Goal:
From the listing below, extract every line containing "this".

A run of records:
--------------------------------------------------
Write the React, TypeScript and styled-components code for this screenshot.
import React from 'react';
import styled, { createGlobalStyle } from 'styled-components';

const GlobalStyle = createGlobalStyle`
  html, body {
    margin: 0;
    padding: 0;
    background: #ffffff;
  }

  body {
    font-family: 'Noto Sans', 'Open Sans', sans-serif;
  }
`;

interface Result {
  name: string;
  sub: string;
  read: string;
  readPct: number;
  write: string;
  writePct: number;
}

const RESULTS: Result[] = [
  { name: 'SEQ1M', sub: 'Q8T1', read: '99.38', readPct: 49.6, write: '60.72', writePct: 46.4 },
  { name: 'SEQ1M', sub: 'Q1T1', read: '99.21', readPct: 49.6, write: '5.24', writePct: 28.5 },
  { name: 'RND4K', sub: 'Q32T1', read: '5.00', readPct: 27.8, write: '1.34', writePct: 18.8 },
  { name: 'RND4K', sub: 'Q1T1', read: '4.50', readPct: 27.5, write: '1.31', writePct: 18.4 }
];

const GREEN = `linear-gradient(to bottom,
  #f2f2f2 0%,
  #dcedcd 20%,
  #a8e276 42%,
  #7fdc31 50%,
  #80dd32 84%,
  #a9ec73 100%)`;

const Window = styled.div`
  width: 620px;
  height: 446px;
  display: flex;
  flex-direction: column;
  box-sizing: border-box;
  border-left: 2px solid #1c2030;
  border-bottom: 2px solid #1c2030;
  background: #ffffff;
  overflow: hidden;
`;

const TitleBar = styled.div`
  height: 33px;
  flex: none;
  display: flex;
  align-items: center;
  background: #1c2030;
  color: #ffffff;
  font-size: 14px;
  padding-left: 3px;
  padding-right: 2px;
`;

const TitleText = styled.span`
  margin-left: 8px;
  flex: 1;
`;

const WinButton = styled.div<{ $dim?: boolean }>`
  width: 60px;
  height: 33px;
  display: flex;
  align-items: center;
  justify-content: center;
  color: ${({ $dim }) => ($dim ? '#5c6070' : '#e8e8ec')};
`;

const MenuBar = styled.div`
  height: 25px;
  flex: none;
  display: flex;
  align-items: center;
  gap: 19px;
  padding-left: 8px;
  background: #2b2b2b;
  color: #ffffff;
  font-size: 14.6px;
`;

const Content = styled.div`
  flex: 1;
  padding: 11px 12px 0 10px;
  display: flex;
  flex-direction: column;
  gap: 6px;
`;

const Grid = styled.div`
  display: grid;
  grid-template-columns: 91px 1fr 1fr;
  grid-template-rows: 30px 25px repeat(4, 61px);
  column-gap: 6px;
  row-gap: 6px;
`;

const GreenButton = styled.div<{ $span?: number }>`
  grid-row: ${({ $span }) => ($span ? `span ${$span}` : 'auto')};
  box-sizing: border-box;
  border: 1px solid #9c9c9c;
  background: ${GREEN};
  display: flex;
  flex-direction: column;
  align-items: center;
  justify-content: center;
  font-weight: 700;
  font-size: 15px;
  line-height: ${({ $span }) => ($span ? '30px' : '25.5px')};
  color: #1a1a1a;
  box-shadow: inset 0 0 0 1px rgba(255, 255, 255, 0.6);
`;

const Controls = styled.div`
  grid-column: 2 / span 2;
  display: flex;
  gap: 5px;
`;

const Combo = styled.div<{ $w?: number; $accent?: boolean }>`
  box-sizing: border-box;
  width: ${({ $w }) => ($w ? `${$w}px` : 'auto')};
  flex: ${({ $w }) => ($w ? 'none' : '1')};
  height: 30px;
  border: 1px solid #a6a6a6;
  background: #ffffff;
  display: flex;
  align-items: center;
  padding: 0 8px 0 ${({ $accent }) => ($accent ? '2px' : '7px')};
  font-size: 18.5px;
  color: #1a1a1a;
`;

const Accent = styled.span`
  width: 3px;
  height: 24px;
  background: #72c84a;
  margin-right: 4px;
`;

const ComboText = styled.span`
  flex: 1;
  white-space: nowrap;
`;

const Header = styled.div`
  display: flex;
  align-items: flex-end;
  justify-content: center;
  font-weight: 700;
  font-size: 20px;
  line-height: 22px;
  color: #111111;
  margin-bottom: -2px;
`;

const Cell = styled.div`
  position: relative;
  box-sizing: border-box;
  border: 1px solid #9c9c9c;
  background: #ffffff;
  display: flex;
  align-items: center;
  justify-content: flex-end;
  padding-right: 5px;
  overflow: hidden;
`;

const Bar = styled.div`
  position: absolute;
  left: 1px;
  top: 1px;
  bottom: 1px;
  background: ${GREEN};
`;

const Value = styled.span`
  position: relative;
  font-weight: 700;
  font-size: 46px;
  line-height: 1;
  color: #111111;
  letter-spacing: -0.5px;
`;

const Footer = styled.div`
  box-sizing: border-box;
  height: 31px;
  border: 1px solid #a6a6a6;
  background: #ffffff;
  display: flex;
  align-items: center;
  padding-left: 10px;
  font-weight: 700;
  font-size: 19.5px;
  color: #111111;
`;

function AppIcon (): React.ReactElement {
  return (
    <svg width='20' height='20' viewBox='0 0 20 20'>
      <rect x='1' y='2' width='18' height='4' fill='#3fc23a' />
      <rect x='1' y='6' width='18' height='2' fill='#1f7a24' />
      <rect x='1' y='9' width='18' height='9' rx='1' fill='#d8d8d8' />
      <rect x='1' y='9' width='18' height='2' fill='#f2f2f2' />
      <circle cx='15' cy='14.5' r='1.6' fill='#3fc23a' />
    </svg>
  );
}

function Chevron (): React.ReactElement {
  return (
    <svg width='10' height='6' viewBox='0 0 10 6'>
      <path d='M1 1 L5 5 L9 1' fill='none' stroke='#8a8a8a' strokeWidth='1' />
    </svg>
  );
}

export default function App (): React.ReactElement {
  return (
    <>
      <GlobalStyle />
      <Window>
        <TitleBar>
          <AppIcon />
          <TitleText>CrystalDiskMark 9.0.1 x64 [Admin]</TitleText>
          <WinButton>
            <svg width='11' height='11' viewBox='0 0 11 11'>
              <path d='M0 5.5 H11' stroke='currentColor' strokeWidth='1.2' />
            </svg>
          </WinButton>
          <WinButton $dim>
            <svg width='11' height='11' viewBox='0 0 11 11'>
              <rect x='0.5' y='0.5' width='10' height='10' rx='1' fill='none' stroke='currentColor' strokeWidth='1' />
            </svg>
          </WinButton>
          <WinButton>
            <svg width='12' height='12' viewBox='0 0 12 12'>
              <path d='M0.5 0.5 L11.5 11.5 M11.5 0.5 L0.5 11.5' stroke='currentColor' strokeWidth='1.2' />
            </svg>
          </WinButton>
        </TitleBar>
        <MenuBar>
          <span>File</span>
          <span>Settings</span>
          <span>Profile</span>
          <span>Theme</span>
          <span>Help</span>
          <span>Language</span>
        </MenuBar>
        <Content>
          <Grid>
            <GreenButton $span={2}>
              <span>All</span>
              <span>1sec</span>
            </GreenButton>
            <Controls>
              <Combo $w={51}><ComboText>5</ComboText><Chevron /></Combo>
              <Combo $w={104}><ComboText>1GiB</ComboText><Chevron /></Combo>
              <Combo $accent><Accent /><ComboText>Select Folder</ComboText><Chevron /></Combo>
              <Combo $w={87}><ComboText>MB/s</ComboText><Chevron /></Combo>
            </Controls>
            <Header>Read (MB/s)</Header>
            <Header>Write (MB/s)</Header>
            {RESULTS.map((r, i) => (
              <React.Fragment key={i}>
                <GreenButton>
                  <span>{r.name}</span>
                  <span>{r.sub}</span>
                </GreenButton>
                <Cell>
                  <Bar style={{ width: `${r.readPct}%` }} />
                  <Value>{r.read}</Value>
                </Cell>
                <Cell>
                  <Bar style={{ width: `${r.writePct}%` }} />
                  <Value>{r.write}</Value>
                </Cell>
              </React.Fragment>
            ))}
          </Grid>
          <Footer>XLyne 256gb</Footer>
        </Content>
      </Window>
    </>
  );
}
--------------------------------------------------
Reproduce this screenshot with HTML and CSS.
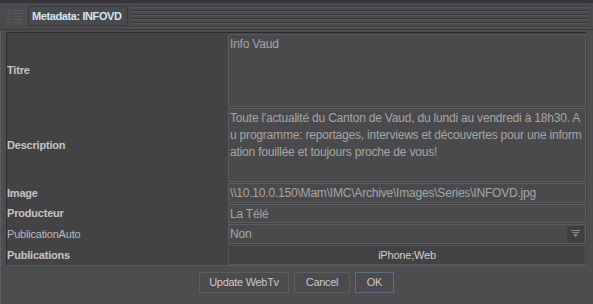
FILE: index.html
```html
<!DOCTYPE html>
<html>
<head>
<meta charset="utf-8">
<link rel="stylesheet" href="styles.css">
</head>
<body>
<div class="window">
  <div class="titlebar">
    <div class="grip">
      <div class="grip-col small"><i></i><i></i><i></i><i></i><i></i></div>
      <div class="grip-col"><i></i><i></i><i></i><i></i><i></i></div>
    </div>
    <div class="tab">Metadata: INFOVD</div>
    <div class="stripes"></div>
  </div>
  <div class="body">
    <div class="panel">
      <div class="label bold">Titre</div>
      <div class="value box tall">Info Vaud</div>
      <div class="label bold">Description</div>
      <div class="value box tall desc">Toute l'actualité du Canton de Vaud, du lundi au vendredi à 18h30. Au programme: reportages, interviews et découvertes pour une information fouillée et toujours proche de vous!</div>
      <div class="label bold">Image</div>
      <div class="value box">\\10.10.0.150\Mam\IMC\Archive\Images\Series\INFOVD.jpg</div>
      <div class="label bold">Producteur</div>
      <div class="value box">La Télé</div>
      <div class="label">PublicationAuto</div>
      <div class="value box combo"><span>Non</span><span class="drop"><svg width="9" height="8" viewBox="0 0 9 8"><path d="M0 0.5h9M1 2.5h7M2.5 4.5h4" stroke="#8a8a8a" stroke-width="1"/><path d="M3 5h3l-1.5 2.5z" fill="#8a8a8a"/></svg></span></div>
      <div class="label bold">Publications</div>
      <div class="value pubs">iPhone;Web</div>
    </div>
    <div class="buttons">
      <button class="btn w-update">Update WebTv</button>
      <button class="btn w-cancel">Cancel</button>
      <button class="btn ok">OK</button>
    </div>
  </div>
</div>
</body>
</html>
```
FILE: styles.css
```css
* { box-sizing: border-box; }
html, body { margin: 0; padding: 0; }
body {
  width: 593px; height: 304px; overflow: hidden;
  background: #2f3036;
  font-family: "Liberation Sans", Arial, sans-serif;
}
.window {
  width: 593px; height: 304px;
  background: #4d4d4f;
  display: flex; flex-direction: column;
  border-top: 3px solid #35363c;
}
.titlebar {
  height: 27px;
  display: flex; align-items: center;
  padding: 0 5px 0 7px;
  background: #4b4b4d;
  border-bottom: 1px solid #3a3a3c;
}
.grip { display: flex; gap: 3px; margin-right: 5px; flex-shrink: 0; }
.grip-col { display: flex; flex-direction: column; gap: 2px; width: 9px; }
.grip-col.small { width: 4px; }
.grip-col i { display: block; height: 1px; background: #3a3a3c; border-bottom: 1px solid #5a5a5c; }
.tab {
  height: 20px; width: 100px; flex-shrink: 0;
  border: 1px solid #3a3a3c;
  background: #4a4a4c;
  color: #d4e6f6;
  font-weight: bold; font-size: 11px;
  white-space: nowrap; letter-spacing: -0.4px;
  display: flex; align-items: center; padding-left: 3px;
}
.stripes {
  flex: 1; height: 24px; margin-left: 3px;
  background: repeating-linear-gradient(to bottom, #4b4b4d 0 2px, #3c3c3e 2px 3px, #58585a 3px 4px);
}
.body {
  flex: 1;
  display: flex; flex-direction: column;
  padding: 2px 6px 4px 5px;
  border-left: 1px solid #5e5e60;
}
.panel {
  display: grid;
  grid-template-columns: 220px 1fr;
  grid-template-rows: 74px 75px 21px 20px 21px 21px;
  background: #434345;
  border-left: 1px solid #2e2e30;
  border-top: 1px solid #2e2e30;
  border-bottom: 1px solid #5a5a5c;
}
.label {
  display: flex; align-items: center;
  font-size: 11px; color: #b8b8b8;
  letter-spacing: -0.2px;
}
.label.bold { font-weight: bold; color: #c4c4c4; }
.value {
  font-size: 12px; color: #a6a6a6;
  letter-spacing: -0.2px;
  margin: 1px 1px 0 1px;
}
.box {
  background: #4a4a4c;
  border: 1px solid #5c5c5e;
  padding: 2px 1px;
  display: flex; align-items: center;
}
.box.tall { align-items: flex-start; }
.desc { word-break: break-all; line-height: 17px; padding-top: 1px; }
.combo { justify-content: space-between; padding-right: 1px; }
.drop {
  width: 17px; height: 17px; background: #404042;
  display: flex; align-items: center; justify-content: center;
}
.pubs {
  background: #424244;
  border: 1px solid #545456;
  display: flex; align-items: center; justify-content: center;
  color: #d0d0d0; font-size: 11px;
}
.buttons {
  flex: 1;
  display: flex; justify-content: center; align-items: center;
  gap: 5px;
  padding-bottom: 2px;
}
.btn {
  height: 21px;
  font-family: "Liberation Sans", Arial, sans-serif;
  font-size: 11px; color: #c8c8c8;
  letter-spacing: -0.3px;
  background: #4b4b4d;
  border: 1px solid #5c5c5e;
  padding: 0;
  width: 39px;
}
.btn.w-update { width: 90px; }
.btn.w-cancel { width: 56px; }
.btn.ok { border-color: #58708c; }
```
--------------------------------------------------
Correct output:
Write the React, TypeScript and styled-components code for this screenshot.
Reproduce this screenshot with HTML and CSS.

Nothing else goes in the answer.